Indonesia posts strong rebound on improved cargo flow
Indonesia’s coal exports surged 5.6% w-o-w to 7.73 mnt up from 7.33 mnt the previous week. The increase was supported by higher nominations from East and South Kalimantan and efficient vessel turnaround.
Taboneo (1.24 mnt) and Bunati (1.14 mnt) led loadings, reflecting strong operational momentum at major ports.Rising demand from China (3.04 mnt) and steady interest from India (1.15 mnt) helped maintain export growth.
However, muted Pacific freight sentiment limited a sharper rise in fixtures. Market sources also said Indonesia can’t replace China’s falling coal demand by selling to Southeast Asia, as the regional market is too small and moving toward clean energy. Without long-term planning, Indonesia risks losing export revenue and facing economic challenges in coal-producing regions.

South African exports recover modestly
South Africa shipped 1.30 mnt in the week up 4% from 1.25 mnt the previous week. Improved rail-to-port flow and sustained Atlantic freight support contributed to a modest rebound.
All loadings came from Richards Bay (1.30 mnt), reflecting smooth operational performance at the port. Softer demand from major Asian buyers, along with selective procurement in India, capped export momentum despite firm seaborne prices and tight availability in some grades.
India remained the largest importer (0.50 mnt), with gains in sponge iron prices stimulating selective purchases. Exports are likely to remain stable through December as Indian demand gradually picks up for early-2026 deliveries.
Colombia sees continued slowdown
Colombia’s coal exports declined further to 0.72 mnt in the week from 0.88 mnt in the previous week, reflecting lower cargo availability at Puerto Nuevo (0.36 mnt) and Puerto Bolivar (0.27 mnt).
Limited short-haul buying interest from Europe kept shipments constrained, despite stable terminal operations.
Brazil (0.20 mnt) and South Korea (0.15 mnt) were the main destinations, with Prodeco Group (0.41 mnt) and Cerrejon Mines (0.27 mnt) emerging as leading shippers.
US exports edge up
US coal exports rose slightly to 1.33 mnt in week 48 from 1.31 mnt in week 47, supported by steady demand from India (0.32 mnt) and the United Kingdom (0.12 mnt).
Reduced European activity continued to limit stronger gains, keeping overall growth modest.
Operational stability at Norfolk (0.40 mnt), Baltimore (0.36 mnt), and Mobile (0.35 mnt) helped support the modest rise in exports.
Canada posts significant gain
Canada exported 1.03 mnt in the week, up 40% from 0.73 mnt in the previous week. Improved rail availability and strong port throughput supported the surge.
Loadings were led by Roberts Bank (0.54 mnt), Vancouver (0.42 mnt), and Prince Rupert (0.07 mnt), reflecting smooth operational performance.
Northeast Asian demand, particularly from Japan (0.47 mnt) and China (0.34 mnt), underpinned the increase, with Elk Valley Resources (0.42 mnt) emerging as the leading shipper.
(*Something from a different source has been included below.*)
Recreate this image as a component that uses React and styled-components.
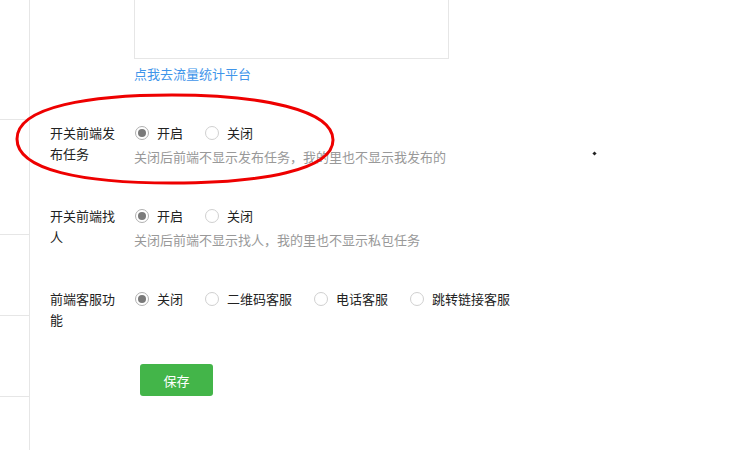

Coal freight rates remain mixed
Coal freight rates to India showed a split trend during the week. Pacific rates softened amid weak regional demand, ample vessel availability, and muted Indian procurement, limiting export growth from Australia and Indonesia.
In contrast, Atlantic rates remained firm, supported by tighter tonnage and consistent demand, enabling South African and US coal shipments to sustain momentum.
Higher bunker costs added additional pressure, particularly on longer-haul voyages, keeping freight economics under scrutiny and moderating overall shipment activity.
Outlook
Global seaborne coal exports are likely to remain steady to slightly positive in December. Firm Atlantic sentiment may support US and South African volumes, while soft Pacific rates could cap growth from Australia and Indonesia.
Buyers in India and Northeast Asia are expected to remain cautious, and any significant shift in demand or tightening in vessel supply will be critical to driving further export momentum.